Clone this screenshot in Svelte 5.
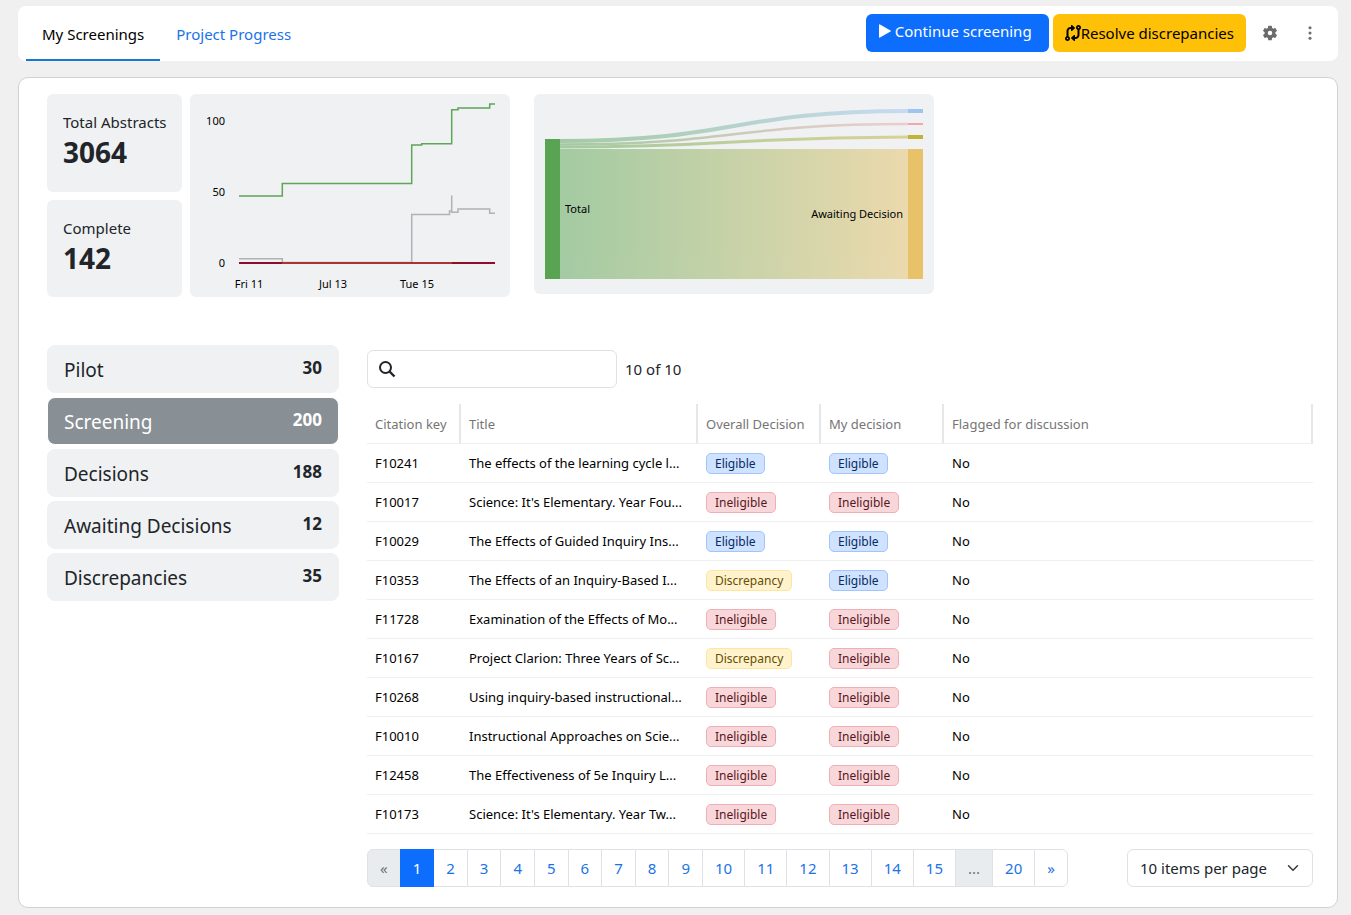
<script lang="ts">
    type Decision = 'Eligible' | 'Ineligible' | 'Discrepancy';

    interface Citation {
        key: string;
        title: string;
        overall: Decision;
        mine: Decision;
        flagged: boolean;
    }

    const stages = [
        { name: 'Pilot', count: 30 },
        { name: 'Screening', count: 200 },
        { name: 'Decisions', count: 188 },
        { name: 'Awaiting Decisions', count: 12 },
        { name: 'Discrepancies', count: 35 }
    ];

    const citations: Citation[] = [
        { key: 'F10241', title: 'The effects of the learning cycle l...', overall: 'Eligible', mine: 'Eligible', flagged: false },
        { key: 'F10017', title: "Science: It's Elementary. Year Fou...", overall: 'Ineligible', mine: 'Ineligible', flagged: false },
        { key: 'F10029', title: 'The Effects of Guided Inquiry Ins...', overall: 'Eligible', mine: 'Eligible', flagged: false },
        { key: 'F10353', title: 'The Effects of an Inquiry-Based I...', overall: 'Discrepancy', mine: 'Eligible', flagged: false },
        { key: 'F11728', title: 'Examination of the Effects of Mo...', overall: 'Ineligible', mine: 'Ineligible', flagged: false },
        { key: 'F10167', title: 'Project Clarion: Three Years of Sc...', overall: 'Discrepancy', mine: 'Ineligible', flagged: false },
        { key: 'F10268', title: 'Using inquiry-based instructional...', overall: 'Ineligible', mine: 'Ineligible', flagged: false },
        { key: 'F10010', title: 'Instructional Approaches on Scie...', overall: 'Ineligible', mine: 'Ineligible', flagged: false },
        { key: 'F12458', title: 'The Effectiveness of 5e Inquiry L...', overall: 'Ineligible', mine: 'Ineligible', flagged: false },
        { key: 'F10173', title: "Science: It's Elementary. Year Tw...", overall: 'Ineligible', mine: 'Ineligible', flagged: false }
    ];

    const lastPage = 20;
    const pages = Array.from({ length: 15 }, (_, i) => i + 1);
    const pageSizes = [10, 25, 50];

    let activeTab = $state('My Screenings');
    let activeStage = $state('Screening');
    let search = $state('');
    let currentPage = $state(1);
    let pageSize = $state(10);

    const visible = $derived(
        citations.filter(c => `${c.key} ${c.title}`.toLowerCase().includes(search.toLowerCase()))
    );

    function goToPage(page: number) {
        if (page >= 1 && page <= lastPage) {
            currentPage = page;
        }
    }
</script>

<div class="page">
    <header class="toolbar">
        <nav class="tabs">
            {#each ['My Screenings', 'Project Progress'] as tab}
                <button type="button" class="tab" class:active={activeTab === tab} onclick={() => (activeTab = tab)}>
                    {tab}
                </button>
            {/each}
        </nav>
        <div class="actions">
            <button type="button" class="btn primary">
                <svg width="13" height="14" viewBox="0 0 13 14" aria-hidden="true">
                    <path d="M1 1v12q0 1 1 .6l10.500-6q.8-.6 0-1.200L2 .4Q1 0 1 1z" fill="currentColor" />
                </svg>
                Continue screening
            </button>
            <button type="button" class="btn warning">
                <svg width="16" height="16" viewBox="0 0 512 512" aria-hidden="true">
                    <path
                        fill="currentColor"
                        d="M320 488c0 9.500-5.600 18.100-14.200 21.900s-18.800 2.300-25.800-4.100l-80-72c-5.100-4.600-7.900-11-7.900-17.800s2.900-13.300 7.900-17.800l80-72c7-6.300 17.200-7.900 25.800-4.100S320 334.500 320 344v40h16c35.300 0 64-28.700 64-64V153.300C371.700 141 352 112.800 352 80c0-44.200 35.800-80 80-80s80 35.800 80 80c0 32.800-19.700 61-48 73.300V320c0 70.700-57.300 128-128 128h-16v40zM456 80a24 24 0 1 0-48 0 24 24 0 1 0 48 0zM192 24c0-9.500 5.600-18.100 14.200-21.900S225-.2 232 6.200l80 72c5.100 4.600 7.900 11 7.900 17.800s-2.900 13.300-7.900 17.800l-80 72c-7 6.300-17.200 7.900-25.800 4.100S192 177.500 192 168v-40h-16c-35.300 0-64 28.700-64 64v166.700c28.300 12.300 48 40.500 48 73.300 0 44.200-35.800 80-80 80S0 476.200 0 432c0-32.800 19.700-61 48-73.300V192c0-70.700 57.300-128 128-128h16V24zM56 432a24 24 0 1 0 48 0 24 24 0 1 0-48 0z"
                    />
                </svg>Resolve discrepancies
            </button>
            <div class="icons">
                <button type="button" class="icon-btn" aria-label="Settings">
                    <svg width="18" height="18" viewBox="0 0 24 24" aria-hidden="true">
                        <path
                            fill="currentColor"
                            d="M19.140 12.940c.04-.3.06-.61.06-.94 0-.32-.02-.64-.07-.94l2.030-1.580a.49.49 0 0 0 .12-.61l-1.920-3.320a.488.488 0 0 0-.59-.22l-2.390.96c-.5-.38-1.030-.7-1.620-.94l-.36-2.540a.484.484 0 0 0-.48-.41h-3.840c-.24 0-.43.17-.47.41l-.36 2.540c-.59.24-1.130.57-1.620.94l-2.390-.96c-.22-.08-.47 0-.59.22L2.740 8.870c-.12.21-.08.47.12.61l2.030 1.580c-.05.3-.09.63-.09.94s.02.64.07.94l-2.030 1.580a.49.49 0 0 0-.12.61l1.920 3.320c.12.22.37.29.59.22l2.390-.96c.5.38 1.030.7 1.620.94l.36 2.540c.05.24.24.41.48.41h3.840c.24 0 .44-.17.47-.41l.36-2.540c.59-.24 1.130-.56 1.620-.94l2.390.96c.22.08.47 0 .59-.22l1.920-3.320c.12-.22.07-.47-.12-.61l-2.010-1.580zM12 15a3 3 0 1 1 0-6 3 3 0 0 1 0 6z"
                        />
                    </svg>
                </button>
                <button type="button" class="icon-btn" aria-label="More options">
                    <svg width="18" height="18" viewBox="0 0 24 24" fill="currentColor" aria-hidden="true">
                        <circle cx="12" cy="5" r="2" />
                        <circle cx="12" cy="12" r="2" />
                        <circle cx="12" cy="19" r="2" />
                    </svg>
                </button>
            </div>
        </div>
    </header>

    <main class="card">
        <section class="overview">
            <div class="stats">
                <div class="stat">
                    <span>Total Abstracts</span>
                    <strong>3064</strong>
                </div>
                <div class="stat">
                    <span>Complete</span>
                    <strong>142</strong>
                </div>
            </div>

            <svg class="chart" width="320" height="203" viewBox="0 0 320 203" role="img" aria-label="Screening over time">
                <g text-anchor="end">
                    <text x="35" y="31">100</text>
                    <text x="35" y="102">50</text>
                    <text x="35" y="173">0</text>
                </g>
                <g text-anchor="middle">
                    <text x="59" y="194">Fri 11</text>
                    <text x="143" y="194">Jul 13</text>
                    <text x="227" y="194">Tue 15</text>
                </g>
                <g fill="none" stroke-width="1.5">
                    <path
                        stroke="#b0b2b3"
                        d="M49 164.700H92.300V168.500H221.700V120.500H259.500V117H261.700V101.500V118.200H268V115H299.700V119.200H305"
                    />
                    <path
                        stroke="#5fa55a"
                        d="M49 102H92.300V89.500H221.700V51H231.700V49.700H261.700V15.700H268V14H299.700V10H305"
                    />
                    <path stroke="#8f0d28" stroke-width="2" d="M49 169H92M262 169H305" />
                    <path stroke="#a83236" stroke-width="2" d="M92 169H262" />
                </g>
            </svg>

            <svg class="chart sankey" width="400" height="200" viewBox="0 0 400 200" role="img" aria-label="Decision flow">
                <defs>
                    <linearGradient id="to-blue" gradientUnits="userSpaceOnUse" x1="26" x2="374">
                        <stop offset="0" stop-color="#59a453" />
                        <stop offset="1" stop-color="#a0c4f2" />
                    </linearGradient>
                    <linearGradient id="to-pink" gradientUnits="userSpaceOnUse" x1="26" x2="374">
                        <stop offset="0" stop-color="#59a453" />
                        <stop offset="1" stop-color="#f0a8ac" />
                    </linearGradient>
                    <linearGradient id="to-olive" gradientUnits="userSpaceOnUse" x1="26" x2="374">
                        <stop offset="0" stop-color="#59a453" />
                        <stop offset="1" stop-color="#c2b238" />
                    </linearGradient>
                    <linearGradient id="to-gold" gradientUnits="userSpaceOnUse" x1="26" x2="374">
                        <stop offset="0" stop-color="#59a453" />
                        <stop offset="1" stop-color="#e7c268" />
                    </linearGradient>
                </defs>
                <g fill="none" opacity="0.5">
                    <path d="M26 47C200 47 200 17 374 17" stroke="url(#to-blue)" stroke-width="4" />
                    <path d="M26 50.500C200 50.500 200 30 374 30" stroke="url(#to-pink)" stroke-width="2.5" />
                    <path d="M26 53C200 53 200 43 374 43" stroke="url(#to-olive)" stroke-width="3" />
                    <path d="M26 55H374V185H26z" fill="url(#to-gold)" />
                </g>
                <rect x="11" y="45" width="15" height="140" fill="#59a453" />
                <rect x="374" y="15" width="15" height="4" fill="#a0c4f2" />
                <rect x="374" y="29" width="15" height="2" fill="#f0a8ac" />
                <rect x="374" y="41" width="15" height="4" fill="#c2b238" />
                <rect x="374" y="55" width="15" height="130" fill="#e7c268" />
                <text x="31" y="119">Total</text>
                <text x="369" y="124" text-anchor="end">Awaiting Decision</text>
            </svg>
        </section>

        <section class="content">
            <div class="stages">
                {#each stages as stage}
                    <button
                        type="button"
                        class="stage"
                        class:active={activeStage === stage.name}
                        onclick={() => (activeStage = stage.name)}
                    >
                        <span>{stage.name}</span>
                        <strong>{stage.count}</strong>
                    </button>
                {/each}
            </div>

            <div class="results">
                <div class="search-row">
                    <label class="search">
                        <svg width="18" height="18" viewBox="0 0 18 18" fill="none" stroke="currentColor" aria-hidden="true">
                            <circle cx="7.5" cy="7.5" r="5.5" stroke-width="2" />
                            <path d="M11.500 11.500L16.500 16.500" stroke-width="2.4" />
                        </svg>
                        <input type="text" aria-label="Search citations" bind:value={search} />
                    </label>
                    <span>{visible.length} of {citations.length}</span>
                </div>

                <table>
                    <colgroup>
                        <col class="col-key" />
                        <col class="col-title" />
                        <col class="col-decision" />
                        <col class="col-decision" />
                        <col />
                    </colgroup>
                    <thead>
                        <tr>
                            <th>Citation key</th>
                            <th>Title</th>
                            <th>Overall Decision</th>
                            <th>My decision</th>
                            <th>Flagged for discussion</th>
                        </tr>
                    </thead>
                    <tbody>
                        {#each visible as citation (citation.key)}
                            <tr>
                                <td>{citation.key}</td>
                                <td>{citation.title}</td>
                                <td><span class="badge {citation.overall.toLowerCase()}">{citation.overall}</span></td>
                                <td><span class="badge {citation.mine.toLowerCase()}">{citation.mine}</span></td>
                                <td>{citation.flagged ? 'Yes' : 'No'}</td>
                            </tr>
                        {/each}
                    </tbody>
                </table>

                <div class="footer">
                    <nav class="pagination" aria-label="Pages">
                        <button type="button" disabled={currentPage === 1} aria-label="Previous" onclick={() => goToPage(currentPage - 1)}>«</button>
                        {#each pages as page}
                            <button type="button" class:active={currentPage === page} onclick={() => goToPage(page)}>{page}</button>
                        {/each}
                        <button type="button" disabled>...</button>
                        <button type="button" onclick={() => goToPage(lastPage)}>{lastPage}</button>
                        <button type="button" aria-label="Next" onclick={() => goToPage(currentPage + 1)}>»</button>
                    </nav>
                    <div class="page-size">
                        <select aria-label="Items per page" bind:value={pageSize}>
                            {#each pageSizes as size}
                                <option value={size}>{size} items per page</option>
                            {/each}
                        </select>
                        <svg width="12" height="12" viewBox="0 0 16 16" fill="none" aria-hidden="true">
                            <path d="M2 5l6 6 6-6" stroke="#343a40" stroke-width="2" stroke-linecap="round" stroke-linejoin="round" />
                        </svg>
                    </div>
                </div>
            </div>
        </section>
    </main>
</div>

<style>
    :global(body) {
        background: #f0f0f0;
    }

    .page {
        padding: 6px 13px 7px 18px;
        font-family: 'Noto Sans', 'Open Sans', sans-serif;
        font-size: 15px;
        line-height: 24px;
        color: #212529;
    }

    button,
    input,
    select {
        font: inherit;
        color: inherit;
    }

    button {
        cursor: pointer;
    }

    .toolbar {
        display: flex;
        justify-content: space-between;
        height: 55px;
        background: #fff;
        border-radius: 8px;
    }

    .tabs,
    .actions,
    .icons {
        display: flex;
    }

    .tabs {
        padding-left: 8px;
    }

    .tab {
        padding: 2px 16px 0;
        border: none;
        border-bottom: 2px solid transparent;
        background: none;
        color: #1a73e8;
    }

    .tab.active {
        color: #000;
        border-bottom-color: #1976d2;
    }

    .actions {
        align-items: center;
        gap: 4px;
        padding: 0 8px 2px 0;
    }

    .btn {
        display: flex;
        align-items: center;
        height: 38px;
        padding: 0 12px;
        border: none;
        border-radius: 6px;
    }

    .btn.primary {
        gap: 4px;
        padding: 0 17px 3px 12px;
        background: #0d6efd;
        color: #fff;
    }

    .btn.warning {
        background: #ffc107;
        color: #000;
    }

    .icon-btn {
        display: grid;
        place-items: center;
        width: 40px;
        height: 40px;
        padding: 0;
        border: none;
        background: none;
        color: #6b6b6b;
    }

    .card {
        margin-top: 16px;
        padding: 16px 24px 20px 28px;
        background: #fff;
        border: 1px solid #d0d1d2;
        border-radius: 10px;
    }

    .overview {
        display: flex;
        align-items: flex-start;
        gap: 8px;
    }

    .stats {
        display: flex;
        flex-direction: column;
        gap: 8px;
        width: 135px;
        height: 203px;
    }

    .stat {
        flex: 1;
        padding: 16px;
        box-sizing: border-box;
        background: #eff1f3;
        border-radius: 6px;
        white-space: nowrap;
    }

    .stat span,
    .stat strong {
        display: block;
    }

    .stat strong {
        font-size: 28px;
        line-height: 36px;
    }

    .chart {
        background: #eff1f3;
        border-radius: 6px;
        font-size: 11px;
    }

    .sankey {
        margin-left: 16px;
    }

    .content {
        display: flex;
        gap: 28px;
        margin-top: 48px;
    }

    .stages {
        display: flex;
        flex-direction: column;
        gap: 4px;
        width: 292px;
    }

    .stage {
        display: flex;
        justify-content: space-between;
        height: 48px;
        padding: 12px 16px 8px;
        border: 1px solid #eff1f3;
        border-radius: 8px;
        background: #eff1f3;
        font-size: 19px;
    }

    .stage strong {
        font-size: 17px;
        line-height: 20px;
    }

    .stage.active {
        border-color: #fff;
        background: #899095;
        color: #fff;
    }

    .results {
        flex: 1;
        min-width: 0;
        padding-top: 5px;
    }

    .search-row {
        display: flex;
        align-items: center;
        gap: 8px;
    }

    .search {
        display: flex;
        align-items: center;
        gap: 8px;
        width: 250px;
        height: 38px;
        padding: 0 10px;
        box-sizing: border-box;
        border: 1px solid #dee2e6;
        border-radius: 6px;
    }

    .search input {
        flex: 1;
        min-width: 0;
        border: none;
        outline: none;
        background: none;
    }

    table {
        width: 100%;
        margin-top: 16px;
        table-layout: fixed;
        border-collapse: separate;
        border-spacing: 0;
        font-size: 13px;
        line-height: 20px;
        color: #000;
    }

    .col-key {
        width: 94px;
    }

    .col-title {
        width: 237px;
    }

    .col-decision {
        width: 123px;
    }

    th,
    td {
        height: 38px;
        padding: 0 0 0 8px;
        border-bottom: 1px solid #eeefef;
        text-align: left;
        white-space: nowrap;
    }

    th {
        height: 39px;
        border-right: 2px solid #e6e7e7;
        font-weight: 400;
        color: #757575;
    }

    .badge {
        display: inline-block;
        padding: 0 8px;
        border: 1px solid;
        border-radius: 5px;
        font-size: 12px;
        line-height: 19px;
        vertical-align: middle;
    }

    .eligible {
        background: #cfe2ff;
        border-color: #9ec5fe;
        color: #052c65;
    }

    .ineligible {
        background: #f8d7da;
        border-color: #f1aeb5;
        color: #58151c;
    }

    .discrepancy {
        background: #fff3cd;
        border-color: #ffe69c;
        color: #664d03;
    }

    .footer {
        display: flex;
        justify-content: space-between;
        margin-top: 15px;
    }

    .pagination {
        display: flex;
    }

    .pagination button {
        height: 38px;
        padding: 0 12px;
        margin-left: -1px;
        border: 1px solid #dee2e6;
        background: #fff;
        color: #1a73e8;
    }

    .pagination button:first-child {
        margin-left: 0;
        border-radius: 6px 0 0 6px;
    }

    .pagination button:last-child {
        border-radius: 0 6px 6px 0;
    }

    .pagination button:disabled {
        background: #e9ecef;
        color: #6c757d;
        cursor: default;
    }

    .pagination button.active {
        z-index: 1;
        background: #0d6efd;
        border-color: #0d6efd;
        color: #fff;
    }

    .page-size {
        position: relative;
        width: 186px;
    }

    .page-size select {
        width: 100%;
        height: 38px;
        padding: 0 36px 0 12px;
        appearance: none;
        border: 1px solid #dee2e6;
        border-radius: 6px;
        background: #fff;
    }

    .page-size svg {
        position: absolute;
        top: 13px;
        right: 14px;
        pointer-events: none;
    }
</style>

▬▬▬

*Requirement*
Your task is to restate word for word the lines from the top of the data to the line containing "type Decision = 'Eligible'", both ends included, with every picture left out.

*Response*
Clone this screenshot in Svelte 5.
<script lang="ts">
    type Decision = 'Eligible' | 'Ineligible' | 'Discrepancy';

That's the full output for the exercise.